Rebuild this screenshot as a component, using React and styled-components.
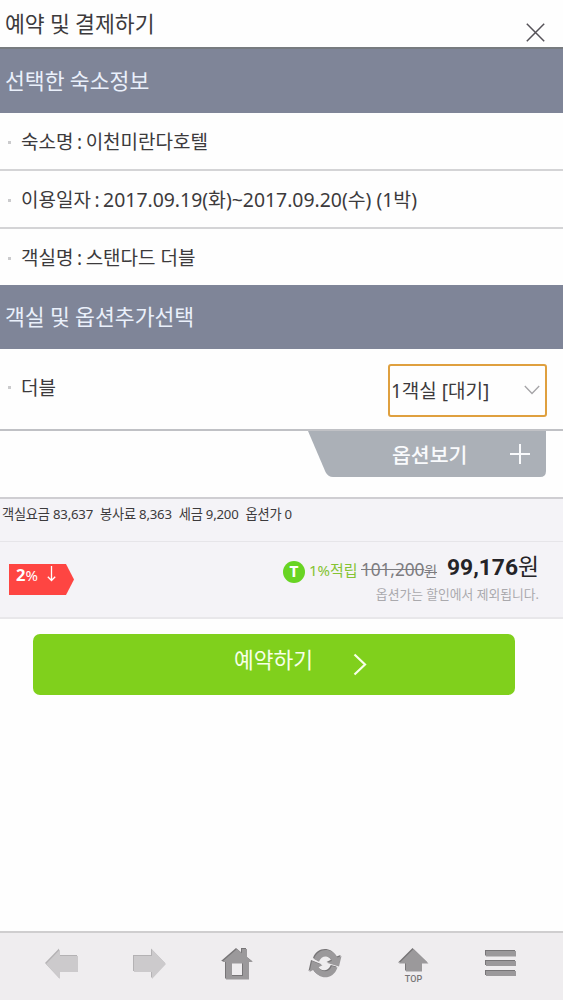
import React, { useState } from "react";
import styled, { createGlobalStyle } from "styled-components";

const GlobalStyle = createGlobalStyle`
 * {
  box-sizing: border-box;
 }
 body {
  margin: 0;
  background: #fefefe;
  color: #3c3a3c;
  font-family: "Noto Sans", "Noto Sans CJK KR", sans-serif;
 }
`;

const Page = styled.div`
 display: flex;
 flex-direction: column;
 height: 1000px;
 overflow: hidden;
`;

const Header = styled.header`
 display: flex;
 justify-content: space-between;
 height: 49px;
 padding: 0 18px 0 5px;
 border-bottom: 2px solid #777b7f;
`;

const Title = styled.h1`
 margin: 0;
 font-size: 21.6px;
 font-weight: 400;
 line-height: 47px;
 word-spacing: -0.4px;
 white-space: nowrap;
`;

const CloseButton = styled.button`
 display: flex;
 padding: 23px 0 0;
 border: 0;
 background: none;
`;

const SectionTitle = styled.h2`
 height: 64px;
 margin: 0;
 padding-left: 5px;
 background: #7f8598;
 color: #eaf0fb;
 font-size: 21.6px;
 font-weight: 400;
 line-height: 64px;
 word-spacing: -0.4px;
 white-space: nowrap;
`;

const InfoRow = styled.div`
 display: flex;
 align-items: center;
 height: ${(props) => props.$height}px;
 padding: 2px 16px 0 8px;
 border-bottom: ${(props) => (props.$last ? "0" : "2px solid #d4d4d6")};
 font-size: 19px;
 white-space: nowrap;

 &::before {
  content: "";
  width: 3px;
  height: 3px;
  margin-right: 10px;
  background: #cbcbcd;
 }
`;

const InfoText = styled.span`
 line-height: 28px;
 word-spacing: -1.4px;
`;

const InfoValue = styled.span`
 font-size: ${(props) => props.$size || 19}px;
 word-spacing: 0;
`;

const RoomRow = styled(InfoRow)`
 border-bottom: 2px solid #c0c1c5;
 padding-top: 0;
 padding-bottom: 3px;
`;

const RoomSelect = styled.div`
 display: flex;
 align-items: center;
 justify-content: space-between;
 width: 159px;
 height: 53px;
 margin: 5px 0 0 auto;
 padding: 0 5px 1px 1px;
 border: 2px solid #dfa03f;
 border-radius: 3px;
`;

const OptionArea = styled.div`
 display: flex;
 justify-content: flex-end;
 height: 66px;
 padding-right: 16px;
`;

const OptionButton = styled.button`
 display: grid;
 width: 240px;
 height: 46px;
 padding: 0;
 border: 0;
 background: none;
 color: #f9fafc;
 font: inherit;

 > * {
  grid-area: 1 / 1;
 }
`;

const OptionLabel = styled.span`
 display: flex;
 align-items: center;
 justify-content: space-between;
 padding: 0 17px 1px 85px;
 font-size: 20.5px;
 font-weight: 500;
`;

const PriceDetails = styled.div`
 display: flex;
 gap: 7px;
 height: 45px;
 padding: 4px 0 0 2px;
 border-top: 2px solid #cfced2;
 border-bottom: 1px solid #e6e5e9;
 background: #f4f3f7;
 font-size: 13.2px;
 line-height: 22px;
 letter-spacing: -0.2px;
 white-space: nowrap;
`;

const PriceTotal = styled.div`
 display: flex;
 justify-content: space-between;
 height: 77px;
 padding: 0 24px 0 9px;
 border-bottom: 2px solid #e8e7ea;
 background: #f4f3f7;
`;

const DiscountTag = styled.div`
 display: flex;
 width: 65px;
 height: 31px;
 margin-top: 22px;
 padding-left: 7px;
 background: #fe4542;
 clip-path: polygon(0 0, 57px 0, 100% 50%, 57px 100%, 0 100%);
 color: #fff;
 font-size: 15px;
 line-height: 22px;

 b {
  font-size: 16.5px;
 }
 svg {
  margin: 2px 0 0 9px;
 }
`;

const PriceArea = styled.div`
 display: flex;
 flex-direction: column;
 align-items: flex-end;
 white-space: nowrap;
`;

const PriceLine = styled.div`
 display: flex;
 align-items: center;
 height: 41px;
 padding-top: 9px;
`;

const PointBadge = styled.span`
 width: 22px;
 height: 22px;
 margin: 9px 4px 0 0;
 border-radius: 50%;
 background: #68d423;
 color: #fff;
 font: 900 14px/22px Roboto, sans-serif;
 text-align: center;
`;

const PointRate = styled.span`
 width: 49px;
 margin: 4px 3px 0 0;
 color: #84c332;
 font-size: 15px;
`;

const OldPrice = styled.del`
 width: 77px;
 margin: 4px 9px 0 0;
 color: #7d7c80;
 font-size: 17.3px;
 letter-spacing: -0.1px;

 small {
  font-size: 14px;
 }
`;

const FinalPrice = styled.span`
 width: 92px;
 color: #242327;
 font-size: 22.8px;
 line-height: 32px;

 b {
  font-family: Roboto, sans-serif;
  font-weight: 700;
 }
`;

const Note = styled.p`
 margin: 0;
 color: #aaa9ad;
 font-size: 12.8px;
 line-height: 22px;
`;

const ReserveButton = styled.button`
 display: flex;
 justify-content: center;
 width: 482px;
 height: 61px;
 margin: 15px 0 0 33px;
 padding: 0 0 0 53px;
 border: 0;
 border-radius: 7px;
 background: #80d01c;
 color: #f7ffe8;
 font: inherit;
 font-size: 21.5px;
 line-height: 52px;

 svg {
  margin: 19px 0 0 40px;
 }
`;

const BottomNav = styled.nav`
 display: flex;
 height: 69px;
 margin-top: auto;
 padding: 13px 0 0 18px;
 border-top: 2px solid #cfcecf;
 background: #efedef;
`;

const NavButton = styled.button`
 display: flex;
 justify-content: center;
 width: 87.7px;
 padding: 0;
 border: 0;
 background: none;
`;

const NavSvg = styled.svg`
 width: 36px;
 height: 38px;
 fill: ${(props) => (props.$disabled ? "#cccacc" : "#9b999b")};

 g {
  filter: drop-shadow(-0.5px -0.7px 0 ${(props) => (props.$disabled ? "#b4b2b4" : "#777577")});
 }
 text {
  fill: #777577;
  font: 500 9px Roboto, sans-serif;
 }
`;

const infos = [
 { label: "숙소명 :", value: "이천미란다호텔", height: 58 },
 { label: "이용일자 :", value: "2017.09.19(화)~2017.09.20(수) (1박)", size: 19.4, height: 58 },
 { label: "객실명 :", value: "스탠다드 더블", height: 56 },
];

const prices = ["객실요금 83,637", "봉사료 8,363", "세금 9,200", "옵션가 0"];

const navItems = [
 {
  name: "back",
  disabled: true,
  icon: <path d="M2 18 16 3.5V10H34V26H16V33Z" />,
 },
 {
  name: "forward",
  disabled: true,
  icon: <path d="M34 18 20 3.5V10H2V26H20V33Z" />,
 },
 {
  name: "home",
  icon: (
   <path
    fillRule="evenodd"
    d="M3 16 18 3 23 7.2V3H28V11.3L34 16H30V33.5H7V16ZM13 17.5V30H24V17.5Z"
   />
  ),
 },
 {
  name: "refresh",
  icon: (
   <>
    <path d="M7 13C11 1.5 25 1.2 30.5 11.5L34.5 10 32 20.5 20.5 17 25 14.8C22 9 14.5 8.6 12 15.8Z" />
    <path d="M30.5 21.5C26 34.5 12 34 6.5 23.8L2.5 26 5 15 15.5 19.3 11.5 21.3C15 27 22.5 26.5 24.8 20Z" />
   </>
  ),
 },
 {
  name: "top",
  icon: <path d="M18.5 3 33.5 17.5H27V25.5H11V17.5H4Z" />,
  caption: "TOP",
 },
 {
  name: "menu",
  icon: <path d="M4 5H34V10.5H4ZM4 15H34V20H4ZM4 25H34V30H4Z" />,
 },
];

export default function App() {
 const [room] = useState("1객실 [대기]");

 return (
  <>
   <GlobalStyle />
   <Page>
    <Header>
     <Title>예약 및 결제하기</Title>
     <CloseButton aria-label="닫기">
      <svg width="19" height="19" fill="none" stroke="#555258" strokeWidth="1.5">
       <path d="M.8.8 18.2 18.2M18.2.8.8 18.2" />
      </svg>
     </CloseButton>
    </Header>

    <SectionTitle>선택한 숙소정보</SectionTitle>
    {infos.map((info, index) => (
     <InfoRow key={index} $height={info.height} $last={index === 2}>
      <InfoText>
       {info.label} <InfoValue $size={info.size}>{info.value}</InfoValue>
      </InfoText>
     </InfoRow>
    ))}

    <SectionTitle>객실 및 옵션추가선택</SectionTitle>
    <RoomRow $height={82}>
     <InfoText>더블</InfoText>
     <RoomSelect>
      {room}
      <svg width="16" height="10" fill="none" stroke="#a5a4a7" strokeWidth="1.3">
       <path d="M.8 1 8 8.5 15.2 1" />
      </svg>
     </RoomSelect>
    </RoomRow>
    <OptionArea>
     <OptionButton>
      <svg width="240" height="46" fill="#abb0b7">
       <path d="M1 0H239V40Q239 46 233 46H26Q21 46 18.5 41Z" />
      </svg>
      <OptionLabel>
       옵션보기
       <svg width="20" height="20" stroke="currentColor" strokeWidth="2">
        <path d="M10 0V20M0 10H20" />
       </svg>
      </OptionLabel>
     </OptionButton>
    </OptionArea>

    <PriceDetails>
     {prices.map((price) => (
      <span key={price}>{price}</span>
     ))}
    </PriceDetails>
    <PriceTotal>
     <DiscountTag>
      <b>2</b>%
      <svg width="9" height="16" fill="none" stroke="#fff" strokeWidth="1.3">
       <path d="M4.5 0V14.5M.8 10.8 4.5 14.5 8.2 10.8" />
      </svg>
     </DiscountTag>
     <PriceArea>
      <PriceLine>
       <PointBadge>T</PointBadge>
       <PointRate>1%적립</PointRate>
       <OldPrice>
        101,200<small>원</small>
       </OldPrice>
       <FinalPrice>
        <b>99,176</b>원
       </FinalPrice>
      </PriceLine>
      <Note>옵션가는 할인에서 제외됩니다.</Note>
     </PriceArea>
    </PriceTotal>

    <ReserveButton>
     예약하기
     <svg width="14" height="23" fill="none" stroke="currentColor" strokeWidth="2.2">
      <path d="M1.5 1.5 12 11.5 1.5 21.5" />
     </svg>
    </ReserveButton>

    <BottomNav>
     {navItems.map((item) => (
      <NavButton key={item.name} aria-label={item.name}>
       <NavSvg viewBox="0 0 36 38" $disabled={item.disabled}>
        <g>{item.icon}</g>
        {item.caption && (
         <text x="18.5" y="35.5" textAnchor="middle">
          {item.caption}
         </text>
        )}
       </NavSvg>
      </NavButton>
     ))}
    </BottomNav>
   </Page>
  </>
 );
}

▶ _REQUIRED WORK_:
In the listing, how many lines hold "React"? Answer with a bare number.

▶ _SOLUTION TO THE EXERCISE_:
2